La flexibilité accrue du marché du travail, associée à une réduction de la couverture et du niveau de protection sociale, a pu avoir des effets négatifs en termes de pauvreté, de capital humain et d’égalité. Il convient de relever que le pourcentage de travailleurs pauvres en Europe a atteint 9,1 pour cent en 2012. Si la négociation collective et le dialogue social se sont révélés de solides atouts pour atténuer et surmonter la crise, il est inquiétant de constater que les mesures adoptées dans plusieurs pays ont eu des répercussion néfastes sur ces institutions.

Dans certains pays, l’efficacité des politiques destinées à accroître la compétitivité en ne faisant qu’abaisser le coût du travail pose question.

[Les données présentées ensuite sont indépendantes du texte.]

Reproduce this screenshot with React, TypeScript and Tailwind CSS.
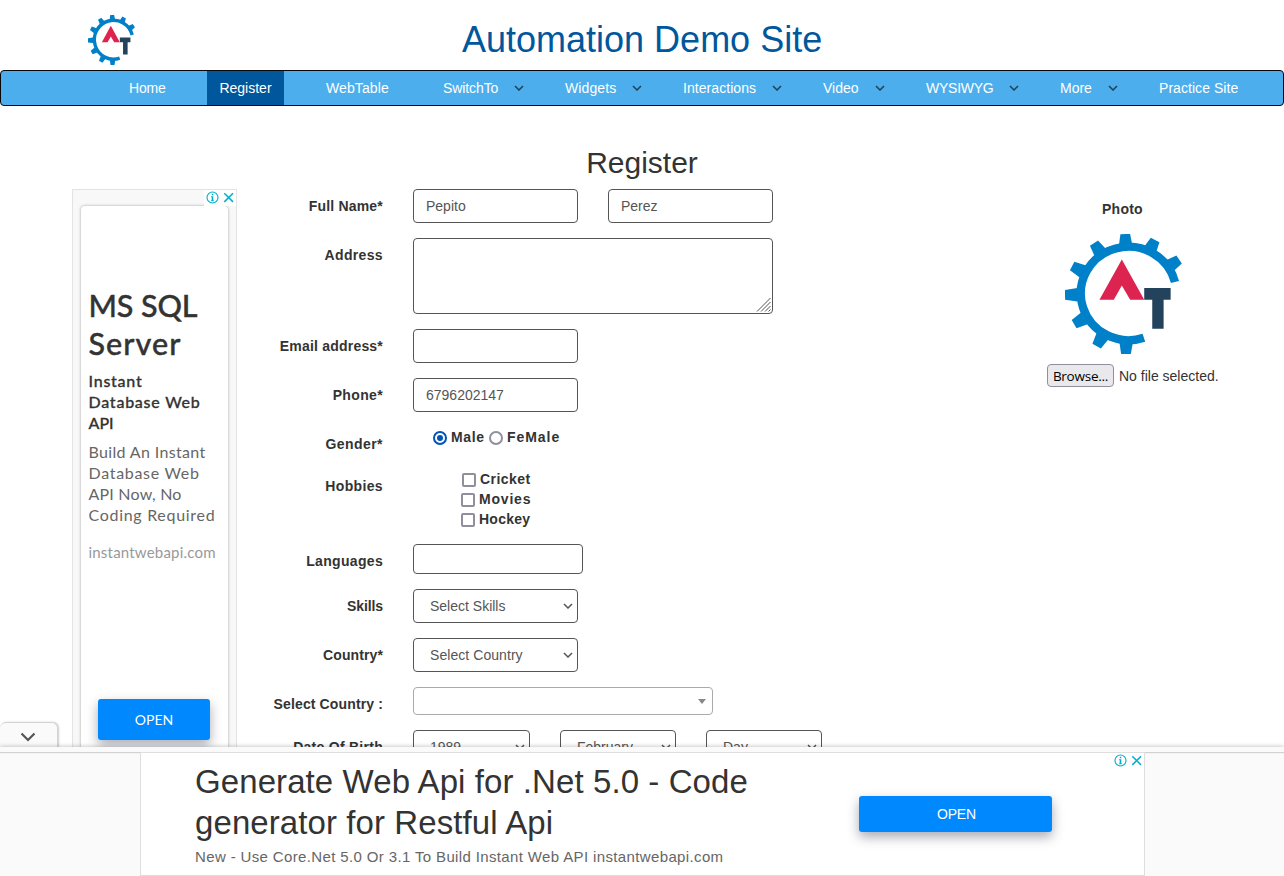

L’enjeu de la compétitivité dans l’Europe du Sud est étroitement lié au comblement du retard technologique.

Voilà quelques-unes des questions qui ont été au centre d’une réunion sur l’avenir du MSE à Bruxelles. La réunion a aussi été l’occasion d’une discussion sur un ouvrage à paraître intitulé: "The European Social Model in times of Economic Crisis and Austerity Policies" («Le modèle social européen en temps de crise économique et de politiques d’austérité»).

Le MSE est une source d’inspiration pour plusieurs économies émergentes comme la Chine, le Brésil, l’Indonésie et le Maroc. Il est désormais vital que l’UE elle-même exprime des convictions profondes et adopte les décisions indispensables pour préserver un modèle social qui a joué un rôle tellement déterminant dans son histoire.